A ringing blasted the darkness, and he jumped. Beside him, he felt Emma fumbling for her alarm clock and getting out of bed. What on earth was she doing? Then he remembered—stockings. Even now, she and Phoebe remained oddly attached to this childhood ritual. “D’you mind if I put the light on?” she said, blinding him with her bedside lamp before he could answer. He watched her crouching over two crammed woolen socks, wearing one of the tent-like nightdresses she now slept in. It was a pity, because she had kept her in-and-out figure, unlike so many of his friends’ wives. But what did it really matter, since he only saw her undressed by accident, and they hadn’t had sex for months.
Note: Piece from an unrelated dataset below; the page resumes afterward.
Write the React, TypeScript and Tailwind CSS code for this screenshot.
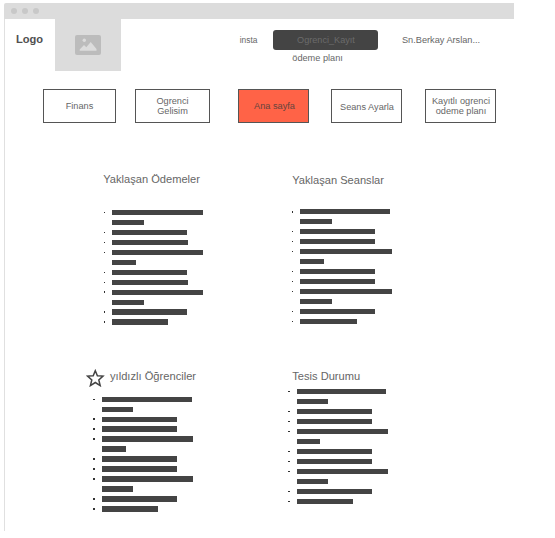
type Bars = number[];

// Indexes of the bars that continue the bullet above them.
const CONTINUATION = [1, 5, 9];

const PAYMENTS: Bars = [90.5, 31.5, 75, 75.7, 91.3, 24, 75, 75.7, 91.3, 31.5, 75, 56.3];
const SESSIONS: Bars = [90, 31.5, 74.3, 75, 91.3, 23.5, 74.3, 75, 91.3, 31.5, 74.3, 56.3];
const STUDENTS: Bars = [90.5, 31.3, 75, 75.7, 91.3, 24, 75, 75.7, 91.3, 31.3, 75, 56.3];
const FACILITY: Bars = [89.7, 31.3, 75, 75, 91.3, 23.3, 75, 75, 91.3, 31.3, 75, 56.3];

function BarList({ bars, className }: { bars: Bars; className: string }) {
  return (
    <ul className={className}>
      {bars.map((width, i) => (
        <li key={i} className="flex h-[9.98px] items-center">
          <span
            className={`mr-[7px] size-[1.5px] shrink-0 ${CONTINUATION.includes(i) ? "bg-transparent" : "bg-[#333]"}`}
          />
          <span className="h-[5.4px] shrink-0 bg-[#444]" style={{ width }} />
        </li>
      ))}
    </ul>
  );
}

function NavButton({ className, children }: { className: string; children: React.ReactNode }) {
  return (
    <button
      className={`flex h-[34px] shrink-0 items-center justify-center border border-[#555] text-center text-[9.2px] leading-[10px] ${className}`}
    >
      <span>{children}</span>
    </button>
  );
}

export default function App() {
  return (
    <div className="h-[538px] w-[555px] overflow-hidden bg-white pt-[3px] pl-1 font-['Liberation_Sans',Arial,sans-serif] text-[#666]">
      <div className="flex h-4 w-[510px] items-center gap-[5px] rounded-tl-[2px] bg-[#dcdcdc] pl-[7px]">
        <span className="size-[6px] rounded-full bg-[#c8c8c8]" />
        <span className="size-[6px] rounded-full bg-[#c8c8c8]" />
        <span className="size-[6px] rounded-full bg-[#c8c8c8]" />
      </div>

      <div className="h-[512px] w-[510px] border-l border-[#e0e0e0]">
        <header className="flex h-[52px] items-start">
          <div className="w-[50px] pt-[14px] pl-[11px] text-[11.1px] leading-[13px] font-bold text-[#505050]">Logo</div>
          <div className="flex h-[52px] w-[65.5px] items-center justify-center bg-[#dcdcdc]">
            <svg width="26" height="20" viewBox="0 0 26 20">
              <rect width="26" height="20" rx="2" fill="#bcbcbc" />
              <circle cx="9.3" cy="5.3" r="1.7" fill="#dcdcdc" />
              <path d="M4.7 15.7v-1.2L9 10l2.3 2.2L15.7 7l5.8 7v1.7z" fill="#dcdcdc" />
            </svg>
          </div>
          <div className="ml-[119.2px] w-[33.8px] pt-[16px] text-[8.4px] leading-[10px]">insta</div>
          <div className="w-[105px] pt-[11px]">
            <button className="flex h-5 w-[105px] items-center justify-center rounded-[3px] bg-[#444] pt-[2px] text-[9.15px] text-[#6b6b6b]">
              Ogrenci_Kayıt
            </button>
            <div className="pt-[3px] pl-[18.8px] text-[9.2px] leading-[10px]">ödeme planı</div>
          </div>
          <div className="ml-[23.5px] pt-[16px] text-[9.2px] leading-[10px] whitespace-nowrap">Sn.Berkay Arslan...</div>
        </header>

        <nav className="mt-[18px] flex pl-[38px]">
          <NavButton className="w-[73px]">Finans</NavButton>
          <NavButton className="ml-[19px] w-[75px]">
            Ogrenci
            <br />
            Gelisim
          </NavButton>
          <NavButton className="ml-[28px] w-[71px] bg-[#ff6347] pl-[2px] text-[#65443e]">Ana sayfa</NavButton>
          <NavButton className="ml-[22px] w-[71px] pt-[2px] pl-px">Seans Ayarla</NavButton>
          <NavButton className="ml-[23px] w-[71px] pl-px whitespace-nowrap">
            Kayıtlı ogrenci
            <br />
            odeme planı
          </NavButton>
        </nav>

        <main className="grid grid-cols-[188px_1fr] pl-[81px] text-[11.1px] leading-[14px]">
          <section className="h-[246px] pt-[49px]">
            <h2 className="pl-[17.3px]">Yaklaşan Ödemeler</h2>
            <BarList bars={PAYMENTS} className="mt-[21.5px] pl-[17.6px]" />
          </section>
          <section className="h-[246px] pt-[50px] pl-[18px]">
            <h2 className="pl-[0.3px]">Yaklaşan Seanslar</h2>
            <BarList bars={SESSIONS} className="-ml-[0.3px] mt-[19.8px]" />
          </section>
          <section>
            <div className="flex h-[19px] items-center">
              <svg className="-mt-[2px]" width="19" height="18" viewBox="0 0 19 18" fill="none" stroke="#444" strokeWidth="1.5">
                <path d="M9.3 1.7l2.1 5 5.6.4-4.2 3.8 1.4 5.7-4.9-3.1-4.9 3.1 1.4-5.7L1.6 7.1l5.6-.4z" />
              </svg>
              <h2 className="-mt-[5px] pl-[5px] text-[11.15px]">yıldızlı Öğrenciler</h2>
            </div>
            <BarList bars={STUDENTS} className="mt-[6.3px] pl-[7.2px]" />
          </section>
          <section>
            <h2 className="pl-[18.3px]">Tesis Durumu</h2>
            <BarList bars={FACILITY} className="mt-[3.7px] pl-[14px]" />
          </section>
        </main>
      </div>
    </div>
  );
}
He remembered past Christmases when they had managed a hurried morning encounter while the girls were busy with their stockings. But at some point, years ago now, he had become aware they were having sex because it was an occasion, as if she felt obliged to tick it off the list along with making a perfect Christmas dinner and festooning the house with bits of twig. It was around the same time Emma had had the menopause, and they had taken to sleeping under duvets of different weights. It was a small shift, but it felt symbolic, cocooning them in their discrete shells. He thought back to last Christmas morning, lying in bed, ruefully aware that Phoebe wouldn’t surface for hours and that he and Emma could have had a leisurely shag—if she’d wanted. But Emma had been downstairs, stuffing a whole turkey, just for three.